Electronics engineer Peter Stathes of Hicksville, who is 54 and heads the AMC Rambler Club's New York metro area chapter, said he got interested in Ramblers when he began driving the 1964 wagon his father had purchased new. "That was my first car," he said. "Being a young kid with not a lot of money and going to college, it was economical to keep up, it had a nice little engine and it was good on gas. The parts were inexpensive, and it was easy to maintain."

AMC was controlled for a time during the 1970s and 1980s (until Chrysler bought it) by another automaker whose products were under-appreciated and never sold well in America but has fans nevertheless -- France's Renault.

Jacques Lynn of El Cajon, Calif., who sells parts for the cars and is secretary of the Renault Owners Club of North America, said the carmaker sold two small sedans here in the '50's, the 4 CV and, later, starting in 1956, the larger Dauphine, the former being France's answer to the VW Beetle. "Their cars are much prettier than Volkswagens," Lynn said of his beloved early Renaults.

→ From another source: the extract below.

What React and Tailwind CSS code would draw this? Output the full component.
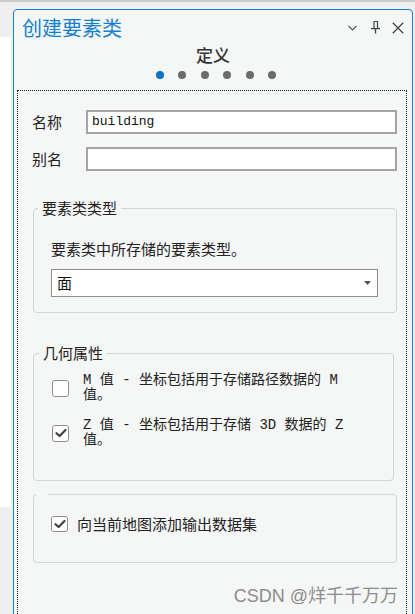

Collector Jesse Patton of West Babylon, who is the club's vice president, said he had two Dauphines, having fallen in love with French cars during two tours with the Army in Vietnam, which had been a French colony. "There were a lot of French cars over there," he said.

He drove his Dauphines daily and they rusted to pieces, said Patton, who is 64 and retired from the TV news video business. Now he owns three 1985 American Motors/Renault Alliance convertibles and one 1986 Alliance sedan. "It was a very handsome car," he said of the Alliance. And, in 1983, it was Motor Trend's Car of the Year. But Consumer Reports found it to be a dog in reliability and it was gone by 1987.